One of the “creativity” gimmicks used by ads is to do with showing how the product is being used worlwide. Transcending all geographical and linguistic barriers, all kind of cultural influence, these ads try to show that their product has universal appeal. Not everyone gets it right though. For example Toyota corolla. In an ad being broadcast here, they show how Corolla is the choice in various cities like Paris, Newyork, Tokyo etc with someone in the respective cities saying something (Welcome) in the local language. They finally show Rahul Khanna emerging out of a Corolla with a backdrop of some palaces. He also concedes to the car being well accepted globally. But don’t the ad makers forget one tiny little detail? Since when did cars in Paris and Newyork come with the drivers seat in the right hand side? Shouldn’t the car also be changed appropriately, if they want to show a still from a particular city, where a substantially native looking person says something in the local language? Or did they think that Toyota = Japan = Right hand drive everywhere!

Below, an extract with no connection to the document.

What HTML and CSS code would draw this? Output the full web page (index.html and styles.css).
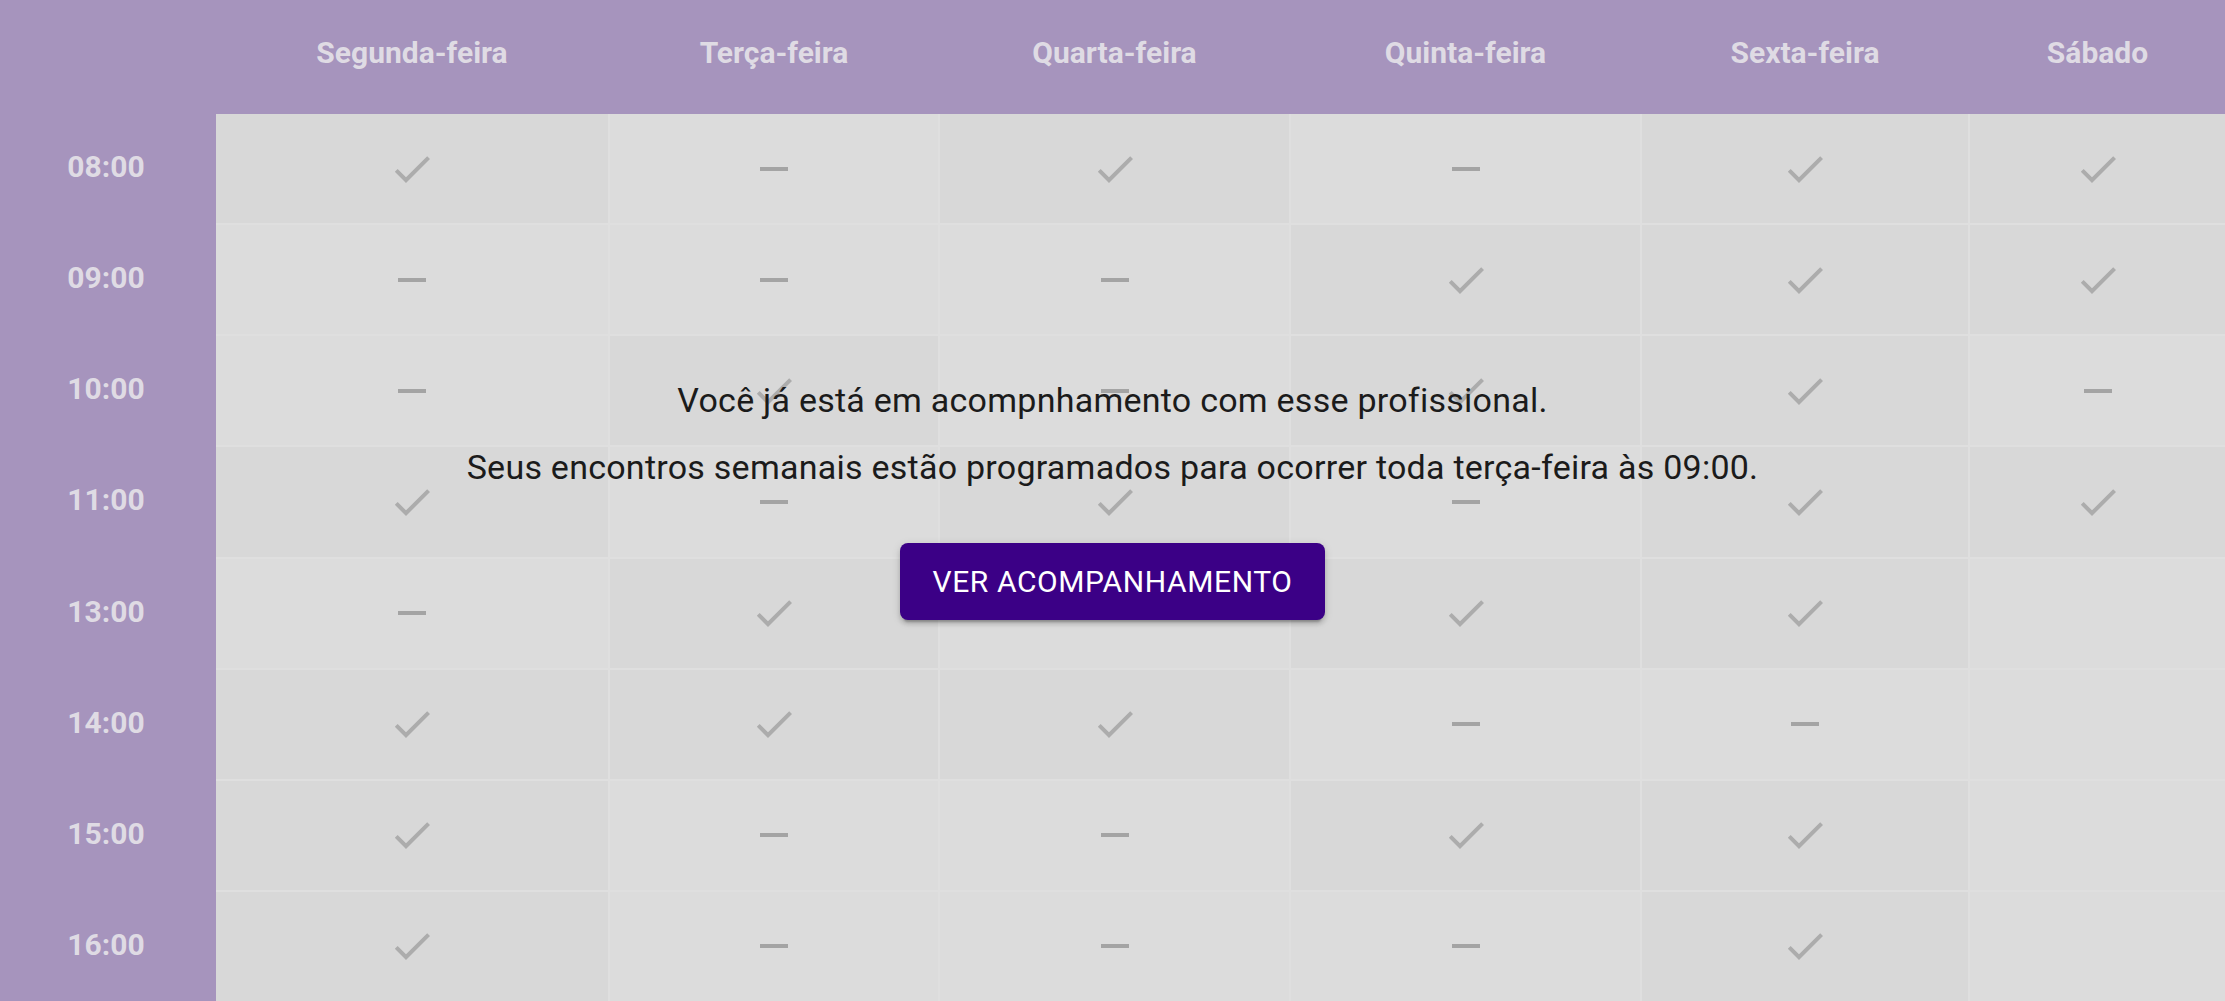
FILE: index.html
```html
<!DOCTYPE html>
<html lang="pt-BR">
<head>
<meta charset="utf-8">
<title>Agenda</title>
<link rel="stylesheet" href="styles.css">
</head>
<body>
<svg class="defs" width="0" height="0" aria-hidden="true">
  <symbol id="i-check" viewBox="0 0 24 24"><path d="M9 16.17L4.83 12l-1.42 1.41L9 19 21 7l-1.41-1.41z"/></symbol>
  <symbol id="i-dash" viewBox="0 0 24 24"><path d="M19 13H5v-2h14v2z"/></symbol>
</svg>
<main class="schedule">
  <div class="corner"></div>
  <div class="days">
    <div class="day">Segunda-feira</div>
    <div class="day">Terça-feira</div>
    <div class="day">Quarta-feira</div>
    <div class="day">Quinta-feira</div>
    <div class="day">Sexta-feira</div>
    <div class="day">Sábado</div>
  </div>
  <div class="times">
    <div class="time">08:00</div>
    <div class="time">09:00</div>
    <div class="time">10:00</div>
    <div class="time">11:00</div>
    <div class="time">13:00</div>
    <div class="time">14:00</div>
    <div class="time">15:00</div>
    <div class="time">16:00</div>
  </div>
  <div class="cells">
    <!-- 08:00 -->
    <div class="cell on"><svg class="ic ck"><use href="#i-check"/></svg></div>
    <div class="cell"><svg class="ic ds"><use href="#i-dash"/></svg></div>
    <div class="cell on"><svg class="ic ck"><use href="#i-check"/></svg></div>
    <div class="cell"><svg class="ic ds"><use href="#i-dash"/></svg></div>
    <div class="cell on"><svg class="ic ck"><use href="#i-check"/></svg></div>
    <div class="cell on"><svg class="ic ck"><use href="#i-check"/></svg></div>
    <!-- 09:00 -->
    <div class="cell"><svg class="ic ds"><use href="#i-dash"/></svg></div>
    <div class="cell"><svg class="ic ds"><use href="#i-dash"/></svg></div>
    <div class="cell"><svg class="ic ds"><use href="#i-dash"/></svg></div>
    <div class="cell on"><svg class="ic ck"><use href="#i-check"/></svg></div>
    <div class="cell on"><svg class="ic ck"><use href="#i-check"/></svg></div>
    <div class="cell on"><svg class="ic ck"><use href="#i-check"/></svg></div>
    <!-- 10:00 -->
    <div class="cell"><svg class="ic ds"><use href="#i-dash"/></svg></div>
    <div class="cell on"><svg class="ic ck"><use href="#i-check"/></svg></div>
    <div class="cell"><svg class="ic ds"><use href="#i-dash"/></svg></div>
    <div class="cell on"><svg class="ic ck"><use href="#i-check"/></svg></div>
    <div class="cell on"><svg class="ic ck"><use href="#i-check"/></svg></div>
    <div class="cell"><svg class="ic ds"><use href="#i-dash"/></svg></div>
    <!-- 11:00 -->
    <div class="cell on"><svg class="ic ck"><use href="#i-check"/></svg></div>
    <div class="cell"><svg class="ic ds"><use href="#i-dash"/></svg></div>
    <div class="cell on"><svg class="ic ck"><use href="#i-check"/></svg></div>
    <div class="cell"><svg class="ic ds"><use href="#i-dash"/></svg></div>
    <div class="cell on"><svg class="ic ck"><use href="#i-check"/></svg></div>
    <div class="cell on"><svg class="ic ck"><use href="#i-check"/></svg></div>
    <!-- 13:00 -->
    <div class="cell"><svg class="ic ds"><use href="#i-dash"/></svg></div>
    <div class="cell on"><svg class="ic ck"><use href="#i-check"/></svg></div>
    <div class="cell"><svg class="ic ds"><use href="#i-dash"/></svg></div>
    <div class="cell on"><svg class="ic ck"><use href="#i-check"/></svg></div>
    <div class="cell on"><svg class="ic ck"><use href="#i-check"/></svg></div>
    <div class="cell"></div>
    <!-- 14:00 -->
    <div class="cell on"><svg class="ic ck"><use href="#i-check"/></svg></div>
    <div class="cell on"><svg class="ic ck"><use href="#i-check"/></svg></div>
    <div class="cell on"><svg class="ic ck"><use href="#i-check"/></svg></div>
    <div class="cell"><svg class="ic ds"><use href="#i-dash"/></svg></div>
    <div class="cell"><svg class="ic ds"><use href="#i-dash"/></svg></div>
    <div class="cell"></div>
    <!-- 15:00 -->
    <div class="cell on"><svg class="ic ck"><use href="#i-check"/></svg></div>
    <div class="cell"><svg class="ic ds"><use href="#i-dash"/></svg></div>
    <div class="cell"><svg class="ic ds"><use href="#i-dash"/></svg></div>
    <div class="cell on"><svg class="ic ck"><use href="#i-check"/></svg></div>
    <div class="cell on"><svg class="ic ck"><use href="#i-check"/></svg></div>
    <div class="cell"></div>
    <!-- 16:00 -->
    <div class="cell on"><svg class="ic ck"><use href="#i-check"/></svg></div>
    <div class="cell"><svg class="ic ds"><use href="#i-dash"/></svg></div>
    <div class="cell"><svg class="ic ds"><use href="#i-dash"/></svg></div>
    <div class="cell"><svg class="ic ds"><use href="#i-dash"/></svg></div>
    <div class="cell on"><svg class="ic ck"><use href="#i-check"/></svg></div>
    <div class="cell"></div>
  </div>

  <section class="notice">
    <p class="notice-title">Você já está em acompnhamento com esse profissional.</p>
    <p class="notice-text">Seus encontros semanais estão programados para ocorrer toda terça-feira às 09:00.</p>
    <button class="btn" type="button">Ver acompanhamento</button>
  </section>
</main>
</body>
</html>
```

FILE: styles.css
```css
html, body {
  margin: 0;
  padding: 0;
  height: 100%;
  overflow: hidden;
  background: #dddddd;
  font-family: Roboto, "Noto Sans", "Liberation Sans", sans-serif;
}

.defs {
  position: absolute;
  width: 0;
  height: 0;
}

.schedule {
  position: relative;
  display: grid;
  grid-template-columns: 216px 1fr;
  grid-template-rows: 114px 887px;
  width: 2225px;
  height: 1001px;
  background: #a694bd;
}

.corner {
  background: #a694bd;
}

.days {
  display: grid;
  grid-template-columns: 392px 328px 349px 349px 326px 255px;
  column-gap: 2px;
  background: #a694bd;
}

.day {
  text-align: center;
  padding-top: 38px;
  font-size: 30px;
  line-height: 30px;
  font-weight: 700;
  color: #dfdbe4;
}

.times {
  display: grid;
  grid-template-rows: repeat(8, 1fr);
  row-gap: 2px;
  background: #a694bd;
}

.time {
  display: flex;
  align-items: center;
  justify-content: center;
  padding-bottom: 4px;
  padding-right: 4px;
  font-size: 30px;
  font-weight: 700;
  color: #dfdbe4;
}

.cells {
  display: grid;
  grid-template-columns: 392px 328px 349px 349px 326px 255px;
  grid-template-rows: repeat(8, 1fr);
  gap: 2px;
  background: #dfdfdf;
}

.cell {
  display: flex;
  align-items: center;
  justify-content: center;
  background: #dcdcdc;
}

.cell.on {
  background: #d8d8d8;
}

.ic {
  width: 48px;
  height: 48px;
}

.ic.ck {
  fill: #acacac;
}

.ic.ds {
  fill: #a4a4a4;
}

.notice {
  position: absolute;
  left: 0;
  right: 0;
  top: 376px;
  display: flex;
  flex-direction: column;
  align-items: center;
}

.notice-title,
.notice-text {
  margin: 0;
  font-size: 34px;
  line-height: 48px;
  font-weight: 400;
  color: #1b1b1b;
  letter-spacing: 0.25px;
}

.notice-text {
  margin-top: 19px;
}

.btn {
  margin-top: 52px;
  width: 425px;
  height: 77px;
  border: 0;
  border-radius: 8px;
  background: #3b0086;
  color: #ffffff;
  font-family: Roboto, "Noto Sans", "Liberation Sans", sans-serif;
  font-size: 30px;
  font-weight: 400;
  letter-spacing: 0.6px;
  text-transform: uppercase;
  box-shadow: 0 6px 2px -4px rgba(0,0,0,0.2), 0 4px 4px 0 rgba(0,0,0,0.14), 0 2px 10px 0 rgba(0,0,0,0.12);
}
```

But some others do get a perfect ten when it comes to the same concept. For example Nivea. The Nivea ad, which shows ppl across the world applying Nivea after shaving, on chapped lips, on skin, on babies – achieves whatever it desires. Somehow that ad fills one, with a warm fuzzy feeling about how the cream is multipurpose and is universally used. A large part of this effect is perhaps from the accompanying song by Asher Lane – New Days, which goes something like “Here comes the sun, it’s for everyone, I feel the sky is all mine’. Wonderful combination.

Another nice ad is the Videocon campaign, which shows the Gaytari Mantra being mouthed by not Indians but all kind of people in other countries. A very smart way of showing that finally everyone is recognising stuff “Indian”. Ultimately no product is complete without an equally smashing ad campaign.